Most recently, in September, the European Union launched a review of laws protecting wolves from hunters and farmers, as EU chief Ursula von der Leyen argued that the “concentration of wolf packs” in some European regions has become a “real danger” to livestock and perhaps even people.

Wolves were once hunted to near extinction in Europe, but in the 1950s countries began granting them protected status. Now populations are growing in several regions.

In Colorado, attorneys for the US government said that the requirements for environmental reviews had been met, and that any future harms would not be irreparable, which is the standard required for the temporary injunction sought by the industry.

They pointed to a state compensation programme that pays owners if their livestock are killed by wolves.
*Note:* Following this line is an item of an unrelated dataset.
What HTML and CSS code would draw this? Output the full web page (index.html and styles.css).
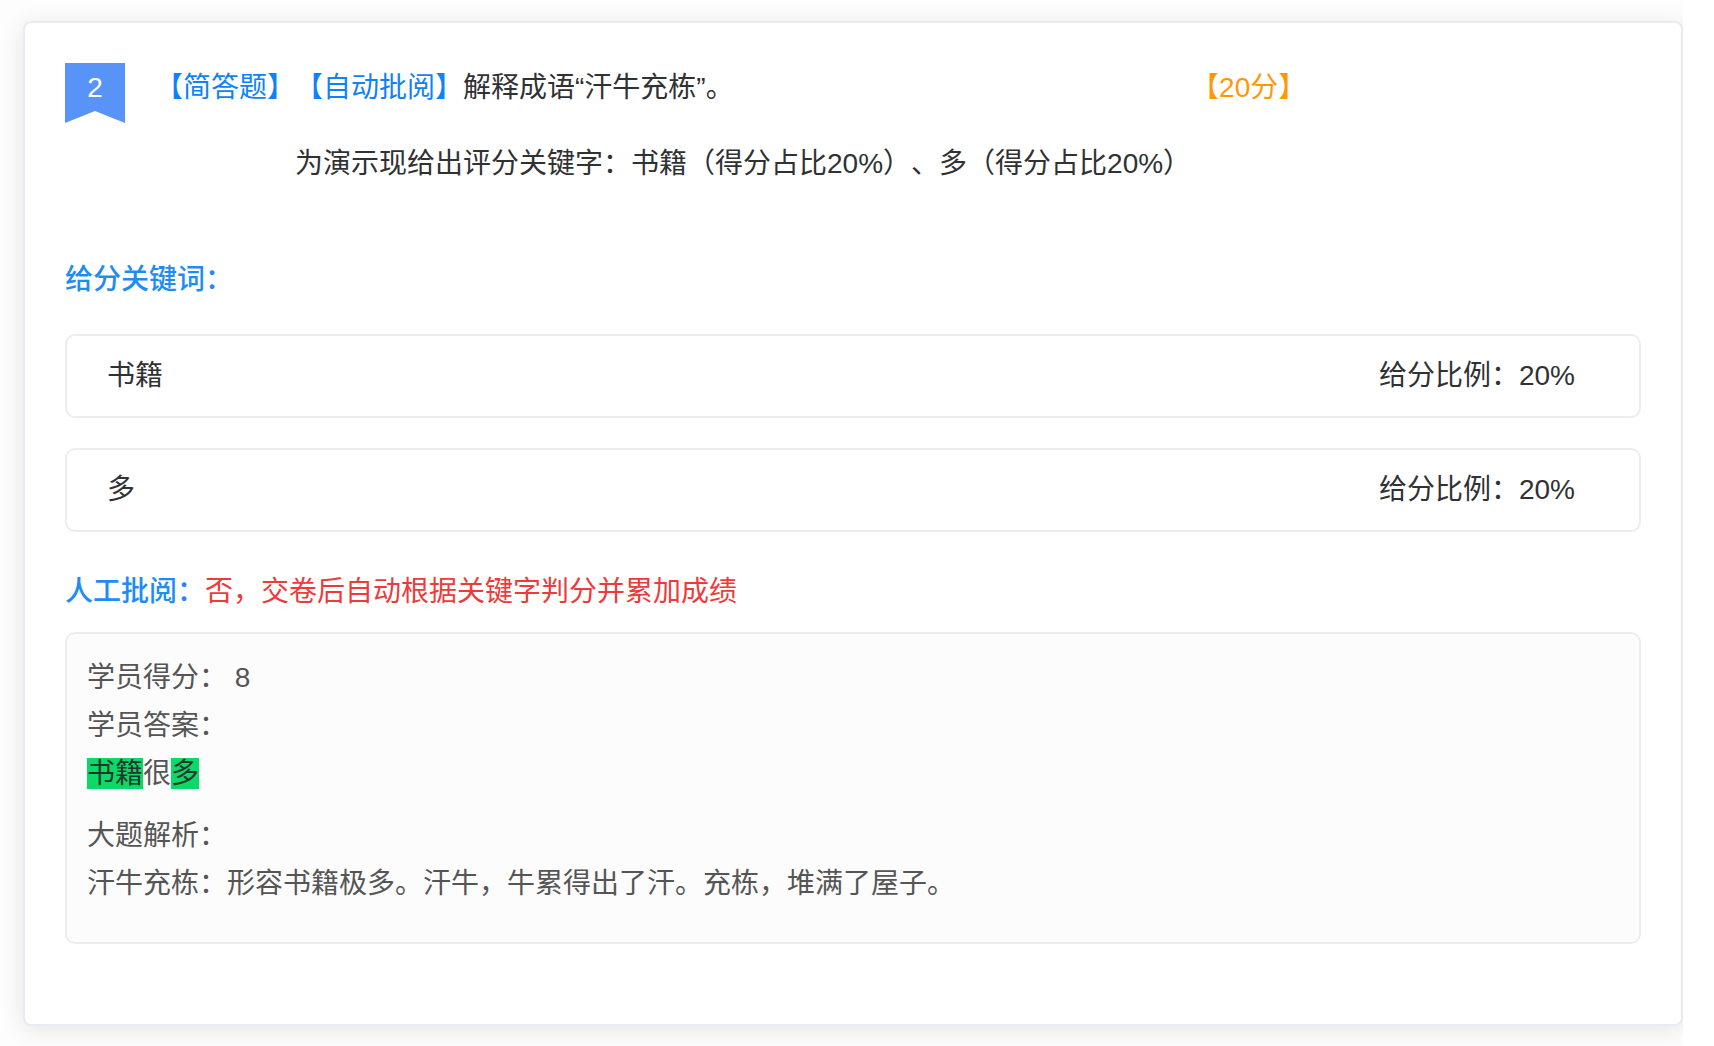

That compensation program — up to 15,000 US dollars per animal provided by the state for lost animals — is partly why the judge sided with state and federal agencies.

Judge Rodriguez further argued that ranchers’ concerns did not outweigh the public interest in meeting the will of the people of Colorado, who voted for wolf reintroduction in a 2020 ballot initiative.

Grey wolves were exterminated across most of the US by the 1930s under government-sponsored poisoning and trapping campaigns.

They received endangered species protections in 1975, when there were about 1,000 left in northern Minnesota.

Wolves have since rebounded in the Great Lakes region.

They have also returned to numerous western states: Idaho, Montana, Wyoming, Oregon, Washington and, most recently, California — following an earlier reintroduction effort that brought wolves from Canada to central Idaho and Yellowstone National Park in the 1990s.